▸ **SOURCE EXCERPT**:

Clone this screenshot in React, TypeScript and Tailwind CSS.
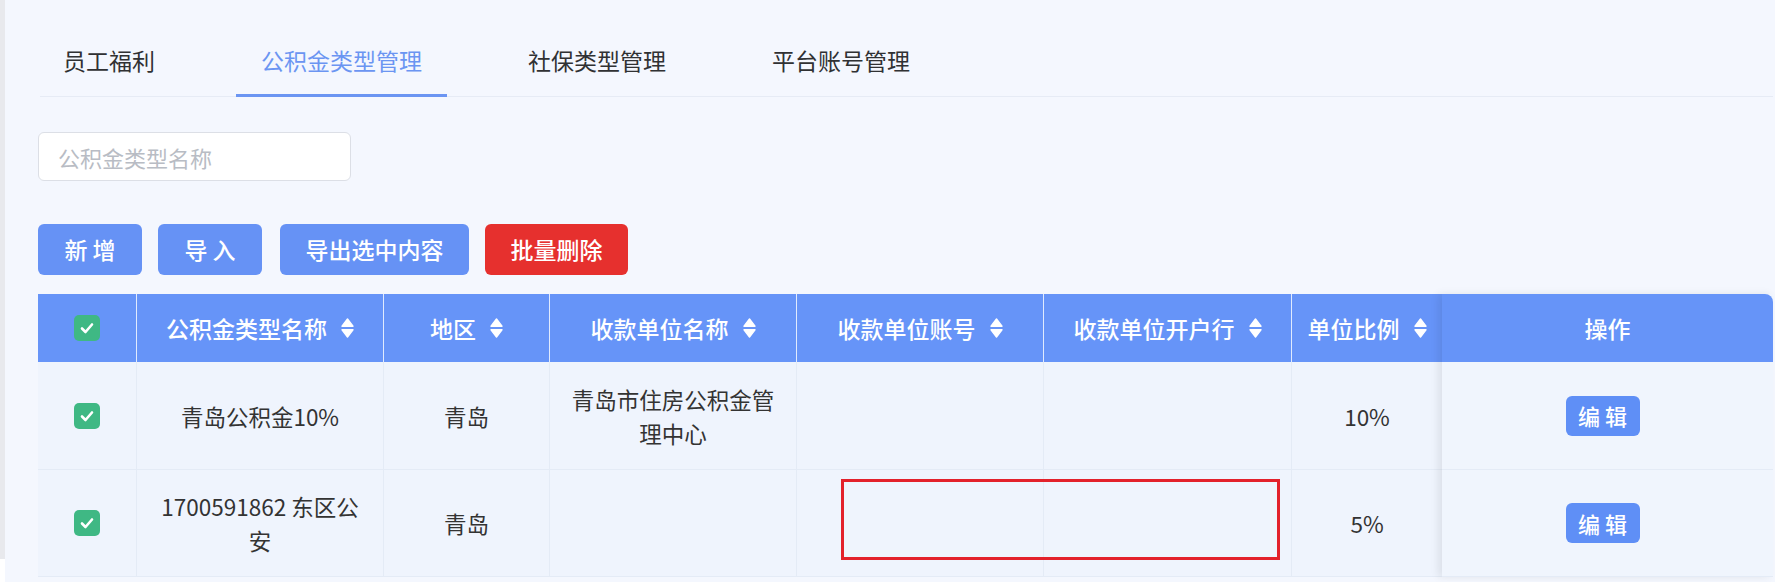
import { ReactNode } from 'react';

const tabs = ['员工福利', '公积金类型管理', '社保类型管理', '平台账号管理'];

const SortIcon = () => (
  <svg width="13" height="20" viewBox="0 0 13 20" className="ml-[14px] shrink-0">
    <path d="M6.5 1 L12 8.2 L1 8.2 Z" fill="white" strokeLinejoin="round" stroke="white" strokeWidth="1.4" />
    <path d="M1 11.8 L12 11.8 L6.5 19 Z" fill="white" strokeLinejoin="round" stroke="white" strokeWidth="1.4" />
  </svg>
);

const Check = () => (
  <div className="w-[26px] h-[26px] rounded-[5px] bg-[#3fb884] flex items-center justify-center">
    <svg width="16" height="16" viewBox="0 0 16 16">
      <path d="M3 8.5 L6.5 12 L13 4.5" fill="none" stroke="white" strokeWidth="2.6" strokeLinecap="round" strokeLinejoin="round" />
    </svg>
  </div>
);

const HeadCell = ({ children, sort = true, last = false }: { children: ReactNode; sort?: boolean; last?: boolean }) => (
  <div className={`h-[68px] flex items-center justify-center text-white text-[23px] font-medium ${last ? '' : 'border-r border-white/80'}`}>
    {children}
    {sort && <SortIcon />}
  </div>
);

const Cell = ({ children, last = false }: { children?: ReactNode; last?: boolean }) => (
  <div className={`flex items-center justify-center text-center text-[22.5px] leading-[34px] text-[#333] border-b border-[#e4ebf6] ${last ? '' : 'border-r'}`}>
    {children}
  </div>
);

const rows = [
  { name: <>青岛公积金10%</>, area: '青岛', unit: <>青岛市住房公积金管<br />理中心</>, ratio: '10%', h: 'h-[108px]' },
  { name: <>1700591862 东区公<br />安</>, area: '青岛', unit: null, ratio: '5%', h: 'h-[107px]' },
];

export default function App() {
  return (
    <div className="flex min-h-[582px] bg-[#f4f7fe] font-['Noto_Sans_CJK_SC',sans-serif] text-[#303133]">
      <div className="w-[5px] shrink-0 flex flex-col">
        <div className="h-[559px] bg-[#e8e9ed]" />
        <div className="flex-1 bg-white" />
      </div>

      <div className="flex-1 pl-[33px] pr-[2px]">
        {/* tabs */}
        <div className="flex gap-[56px] pt-[26px] border-b border-[#e6ebf5] ml-[2px]">
          {tabs.map((t, i) => (
            <div
              key={t}
              className={`h-[71px] -mb-px flex items-center px-[25px] border-b-[3px] text-[23px] ${
                i === 1 ? 'border-[#6b95f2] text-[#6b95f2]' : 'border-transparent text-[#303133]'
              } ${i === 0 ? '-ml-[2px]' : ''}`}
            >
              {t}
            </div>
          ))}
        </div>

        {/* search */}
        <input
          placeholder="公积金类型名称"
          className="mt-[35px] block w-[313px] h-[49px] rounded-[6px] border border-[#dcdfe6] bg-white px-[19px] text-[22px] outline-none placeholder:text-[#b8bcc4]"
        />

        {/* actions */}
        <div className="mt-[43px] flex gap-[16px]">
          <button className="w-[104px] h-[51px] rounded-[6px] bg-[#6692f5] text-white text-[23px] font-medium">新 增</button>
          <button className="w-[104px] h-[51px] rounded-[6px] bg-[#6692f5] text-white text-[23px] font-medium">导 入</button>
          <button className="w-[189px] h-[51px] rounded-[6px] bg-[#6692f5] text-white text-[23px] font-medium ml-[2px]">导出选中内容</button>
          <button className="w-[143px] h-[51px] rounded-[6px] bg-[#e6302e] text-white text-[23px] font-medium">批量删除</button>
        </div>

        {/* table */}
        <div className="mt-[19px] flex">
          <div className="relative grid grid-cols-[99px_247px_166px_247px_247px_248px_150px] bg-[#eff4fd]">
            <div className="h-[68px] flex items-center justify-center border-r border-white/80 bg-[#6694f8]">
              <Check />
            </div>
            <div className="contents [&>div]:bg-[#6694f8]">
              <HeadCell>公积金类型名称</HeadCell>
              <HeadCell>地区</HeadCell>
              <HeadCell>收款单位名称</HeadCell>
              <HeadCell>收款单位账号</HeadCell>
              <HeadCell>收款单位开户行</HeadCell>
              <HeadCell last>单位比例</HeadCell>
            </div>

            {rows.map((r, i) => (
              <div key={i} className="contents">
                <div className={`${r.h} flex items-center justify-center border-r border-b border-[#e4ebf6]`}>
                  <Check />
                </div>
                <Cell>{r.name}</Cell>
                <Cell>{r.area}</Cell>
                <Cell>{r.unit}</Cell>
                <Cell />
                <Cell />
                <Cell last>{r.ratio}</Cell>
              </div>
            ))}

            <div className="absolute left-[803px] top-[185px] w-[439px] h-[81px] border-[3px] border-[#e3212b]" />
          </div>

          <div className="relative z-10 flex-1 flex flex-col bg-[#f0f5fd] shadow-[-4px_0_8px_rgba(0,0,0,0.08)]">
            <div className="h-[68px] flex items-center justify-center bg-[#6694f8] rounded-tr-[8px] text-white text-[23px] font-medium">
              操作
            </div>
            {rows.map((r, i) => (
              <div key={i} className={`${r.h} flex items-center justify-center border-b border-[#e4ebf6] pr-[10px]`}>
                <button className="w-[74px] h-[40px] rounded-[6px] bg-[#5f8ff6] text-white text-[22px] font-medium">编 辑</button>
              </div>
            ))}
          </div>
        </div>
      </div>
    </div>
  );
}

▸ **PROBLEM REQUIREMENTS**:
Your copy of the data above should match it exactly, except that pictures are left out.

▸ **RESULT FOR THIS TASK**:
Clone this screenshot in React, TypeScript and Tailwind CSS.
import { ReactNode } from 'react';

const tabs = ['员工福利', '公积金类型管理', '社保类型管理', '平台账号管理'];

const SortIcon = () => (
  <svg width="13" height="20" viewBox="0 0 13 20" className="ml-[14px] shrink-0">
    <path d="M6.5 1 L12 8.2 L1 8.2 Z" fill="white" strokeLinejoin="round" stroke="white" strokeWidth="1.4" />
    <path d="M1 11.8 L12 11.8 L6.5 19 Z" fill="white" strokeLinejoin="round" stroke="white" strokeWidth="1.4" />
  </svg>
);

const Check = () => (
  <div className="w-[26px] h-[26px] rounded-[5px] bg-[#3fb884] flex items-center justify-center">
    <svg width="16" height="16" viewBox="0 0 16 16">
      <path d="M3 8.5 L6.5 12 L13 4.5" fill="none" stroke="white" strokeWidth="2.6" strokeLinecap="round" strokeLinejoin="round" />
    </svg>
  </div>
);

const HeadCell = ({ children, sort = true, last = false }: { children: ReactNode; sort?: boolean; last?: boolean }) => (
  <div className={`h-[68px] flex items-center justify-center text-white text-[23px] font-medium ${last ? '' : 'border-r border-white/80'}`}>
    {children}
    {sort && <SortIcon />}
  </div>
);

const Cell = ({ children, last = false }: { children?: ReactNode; last?: boolean }) => (
  <div className={`flex items-center justify-center text-center text-[22.5px] leading-[34px] text-[#333] border-b border-[#e4ebf6] ${last ? '' : 'border-r'}`}>
    {children}
  </div>
);

const rows = [
  { name: <>青岛公积金10%</>, area: '青岛', unit: <>青岛市住房公积金管<br />理中心</>, ratio: '10%', h: 'h-[108px]' },
  { name: <>1700591862 东区公<br />安</>, area: '青岛', unit: null, ratio: '5%', h: 'h-[107px]' },
];

export default function App() {
  return (
    <div className="flex min-h-[582px] bg-[#f4f7fe] font-['Noto_Sans_CJK_SC',sans-serif] text-[#303133]">
      <div className="w-[5px] shrink-0 flex flex-col">
        <div className="h-[559px] bg-[#e8e9ed]" />
        <div className="flex-1 bg-white" />
      </div>

      <div className="flex-1 pl-[33px] pr-[2px]">
        {/* tabs */}
        <div className="flex gap-[56px] pt-[26px] border-b border-[#e6ebf5] ml-[2px]">
          {tabs.map((t, i) => (
            <div
              key={t}
              className={`h-[71px] -mb-px flex items-center px-[25px] border-b-[3px] text-[23px] ${
                i === 1 ? 'border-[#6b95f2] text-[#6b95f2]' : 'border-transparent text-[#303133]'
              } ${i === 0 ? '-ml-[2px]' : ''}`}
            >
              {t}
            </div>
          ))}
        </div>

        {/* search */}
        <input
          placeholder="公积金类型名称"
          className="mt-[35px] block w-[313px] h-[49px] rounded-[6px] border border-[#dcdfe6] bg-white px-[19px] text-[22px] outline-none placeholder:text-[#b8bcc4]"
        />

        {/* actions */}
        <div className="mt-[43px] flex gap-[16px]">
          <button className="w-[104px] h-[51px] rounded-[6px] bg-[#6692f5] text-white text-[23px] font-medium">新 增</button>
          <button className="w-[104px] h-[51px] rounded-[6px] bg-[#6692f5] text-white text-[23px] font-medium">导 入</button>
          <button className="w-[189px] h-[51px] rounded-[6px] bg-[#6692f5] text-white text-[23px] font-medium ml-[2px]">导出选中内容</button>
          <button className="w-[143px] h-[51px] rounded-[6px] bg-[#e6302e] text-white text-[23px] font-medium">批量删除</button>
        </div>

        {/* table */}
        <div className="mt-[19px] flex">
          <div className="relative grid grid-cols-[99px_247px_166px_247px_247px_248px_150px] bg-[#eff4fd]">
            <div className="h-[68px] flex items-center justify-center border-r border-white/80 bg-[#6694f8]">
              <Check />
            </div>
            <div className="contents [&>div]:bg-[#6694f8]">
              <HeadCell>公积金类型名称</HeadCell>
              <HeadCell>地区</HeadCell>
              <HeadCell>收款单位名称</HeadCell>
              <HeadCell>收款单位账号</HeadCell>
              <HeadCell>收款单位开户行</HeadCell>
              <HeadCell last>单位比例</HeadCell>
            </div>

            {rows.map((r, i) => (
              <div key={i} className="contents">
                <div className={`${r.h} flex items-center justify-center border-r border-b border-[#e4ebf6]`}>
                  <Check />
                </div>
                <Cell>{r.name}</Cell>
                <Cell>{r.area}</Cell>
                <Cell>{r.unit}</Cell>
                <Cell />
                <Cell />
                <Cell last>{r.ratio}</Cell>
              </div>
            ))}

            <div className="absolute left-[803px] top-[185px] w-[439px] h-[81px] border-[3px] border-[#e3212b]" />
          </div>

          <div className="relative z-10 flex-1 flex flex-col bg-[#f0f5fd] shadow-[-4px_0_8px_rgba(0,0,0,0.08)]">
            <div className="h-[68px] flex items-center justify-center bg-[#6694f8] rounded-tr-[8px] text-white text-[23px] font-medium">
              操作
            </div>
            {rows.map((r, i) => (
              <div key={i} className={`${r.h} flex items-center justify-center border-b border-[#e4ebf6] pr-[10px]`}>
                <button className="w-[74px] h-[40px] rounded-[6px] bg-[#5f8ff6] text-white text-[22px] font-medium">编 辑</button>
              </div>
            ))}
          </div>
        </div>
      </div>
    </div>
  );
}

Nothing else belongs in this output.